Accordingly, the Exchange amended Rule 80B as follows:

(i) replaced the DJIA with the S&P 500; (ii) replaced
the quarterly calendar recalculation of Rule 80B triggers with daily recalculations;

(iii) replaced the 10%, 20%, and 30% market decline percentages with 7%, 13%, and 20% market decline percentages;

(iv) modified the length of the trading halts associated with each market decline level; and

(v) modified the times when a trading halt may be triggered. The Exchange believes that these amendments update the rule to reflect today's high-speed, highly electronic trading market while still meeting the original purpose of Rule 80B: to ensure that market participants have an opportunity to become aware of and respond to significant price movements.
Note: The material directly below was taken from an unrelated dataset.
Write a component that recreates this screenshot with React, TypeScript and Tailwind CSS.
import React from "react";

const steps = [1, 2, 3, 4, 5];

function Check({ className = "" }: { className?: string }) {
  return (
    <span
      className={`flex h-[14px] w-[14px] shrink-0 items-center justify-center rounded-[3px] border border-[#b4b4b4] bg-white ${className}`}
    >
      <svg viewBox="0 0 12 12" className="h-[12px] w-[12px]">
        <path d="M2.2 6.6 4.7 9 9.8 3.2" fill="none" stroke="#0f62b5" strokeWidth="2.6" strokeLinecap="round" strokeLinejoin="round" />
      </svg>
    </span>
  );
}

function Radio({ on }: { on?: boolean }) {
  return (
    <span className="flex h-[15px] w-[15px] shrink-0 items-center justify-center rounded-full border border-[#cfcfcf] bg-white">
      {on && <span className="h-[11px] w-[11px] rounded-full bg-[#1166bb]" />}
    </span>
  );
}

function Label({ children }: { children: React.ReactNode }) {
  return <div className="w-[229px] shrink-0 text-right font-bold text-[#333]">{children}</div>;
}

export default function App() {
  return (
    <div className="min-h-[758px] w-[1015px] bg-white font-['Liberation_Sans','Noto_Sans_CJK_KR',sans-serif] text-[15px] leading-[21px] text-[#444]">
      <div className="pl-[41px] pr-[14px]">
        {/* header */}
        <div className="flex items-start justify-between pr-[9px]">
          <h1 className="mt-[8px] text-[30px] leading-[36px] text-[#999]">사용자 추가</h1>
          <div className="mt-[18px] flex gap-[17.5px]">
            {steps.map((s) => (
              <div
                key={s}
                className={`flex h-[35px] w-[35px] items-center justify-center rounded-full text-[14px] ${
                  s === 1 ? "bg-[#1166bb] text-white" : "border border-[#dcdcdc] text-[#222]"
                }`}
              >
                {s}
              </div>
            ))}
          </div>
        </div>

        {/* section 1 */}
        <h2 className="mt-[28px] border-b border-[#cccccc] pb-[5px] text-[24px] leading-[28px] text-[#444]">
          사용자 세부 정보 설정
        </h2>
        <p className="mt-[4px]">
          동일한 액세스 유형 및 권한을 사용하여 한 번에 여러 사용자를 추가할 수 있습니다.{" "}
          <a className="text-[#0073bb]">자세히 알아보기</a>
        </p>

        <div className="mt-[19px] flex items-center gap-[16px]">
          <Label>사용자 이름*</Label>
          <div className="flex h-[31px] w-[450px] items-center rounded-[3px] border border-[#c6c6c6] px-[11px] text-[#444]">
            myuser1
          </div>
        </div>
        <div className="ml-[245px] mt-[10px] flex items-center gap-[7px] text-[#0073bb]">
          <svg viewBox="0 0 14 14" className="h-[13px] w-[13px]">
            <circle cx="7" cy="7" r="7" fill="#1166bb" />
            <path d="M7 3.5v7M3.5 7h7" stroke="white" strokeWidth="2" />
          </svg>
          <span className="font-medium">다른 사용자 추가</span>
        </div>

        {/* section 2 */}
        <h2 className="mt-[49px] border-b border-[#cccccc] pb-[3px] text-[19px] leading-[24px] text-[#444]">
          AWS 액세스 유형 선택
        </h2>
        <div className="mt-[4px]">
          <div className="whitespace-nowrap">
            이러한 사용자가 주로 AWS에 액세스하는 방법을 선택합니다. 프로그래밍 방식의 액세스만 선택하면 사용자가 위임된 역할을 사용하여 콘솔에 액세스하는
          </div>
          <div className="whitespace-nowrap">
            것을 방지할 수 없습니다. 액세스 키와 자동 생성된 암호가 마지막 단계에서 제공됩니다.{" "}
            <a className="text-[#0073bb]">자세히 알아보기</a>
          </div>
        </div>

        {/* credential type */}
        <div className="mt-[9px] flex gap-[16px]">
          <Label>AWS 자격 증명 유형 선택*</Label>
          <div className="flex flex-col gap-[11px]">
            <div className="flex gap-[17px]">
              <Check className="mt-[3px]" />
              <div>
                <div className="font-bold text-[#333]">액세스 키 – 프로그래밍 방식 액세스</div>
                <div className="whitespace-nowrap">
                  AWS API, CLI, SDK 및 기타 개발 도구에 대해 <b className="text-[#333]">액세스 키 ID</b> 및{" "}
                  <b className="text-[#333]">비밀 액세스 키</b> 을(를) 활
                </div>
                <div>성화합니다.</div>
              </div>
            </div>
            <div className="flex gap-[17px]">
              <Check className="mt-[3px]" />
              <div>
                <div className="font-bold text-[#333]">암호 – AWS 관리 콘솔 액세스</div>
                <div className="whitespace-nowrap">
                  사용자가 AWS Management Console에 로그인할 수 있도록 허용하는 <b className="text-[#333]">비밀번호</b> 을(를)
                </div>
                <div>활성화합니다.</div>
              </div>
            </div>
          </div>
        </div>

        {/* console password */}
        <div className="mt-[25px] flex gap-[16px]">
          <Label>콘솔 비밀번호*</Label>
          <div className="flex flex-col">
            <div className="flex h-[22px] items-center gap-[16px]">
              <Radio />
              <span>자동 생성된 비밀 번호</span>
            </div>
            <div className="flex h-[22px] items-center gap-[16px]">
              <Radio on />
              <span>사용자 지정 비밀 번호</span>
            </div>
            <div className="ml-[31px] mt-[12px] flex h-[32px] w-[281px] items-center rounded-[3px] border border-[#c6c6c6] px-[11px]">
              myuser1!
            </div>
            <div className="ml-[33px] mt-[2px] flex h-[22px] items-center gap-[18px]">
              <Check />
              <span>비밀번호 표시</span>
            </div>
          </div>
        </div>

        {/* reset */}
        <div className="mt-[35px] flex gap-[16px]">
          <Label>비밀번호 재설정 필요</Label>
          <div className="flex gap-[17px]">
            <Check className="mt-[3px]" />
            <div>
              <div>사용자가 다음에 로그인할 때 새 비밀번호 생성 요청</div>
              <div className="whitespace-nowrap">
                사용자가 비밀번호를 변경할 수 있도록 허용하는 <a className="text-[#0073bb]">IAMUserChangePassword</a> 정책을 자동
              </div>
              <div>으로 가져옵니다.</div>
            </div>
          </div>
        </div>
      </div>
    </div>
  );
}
Adopted on Oct. 19, 1988, circuit breakers originally halted trading for one hour with a 250-point drop and two hours with a 400-point decline. From Feb. 3, 1997 until last April, circuit breakers called for trading halts of 30 minutes and one hour with 350- and 550-point declines, respectively. If triggered in the last 30 or 60 minutes of the trading session, respectively, the market was closed until the next trading day.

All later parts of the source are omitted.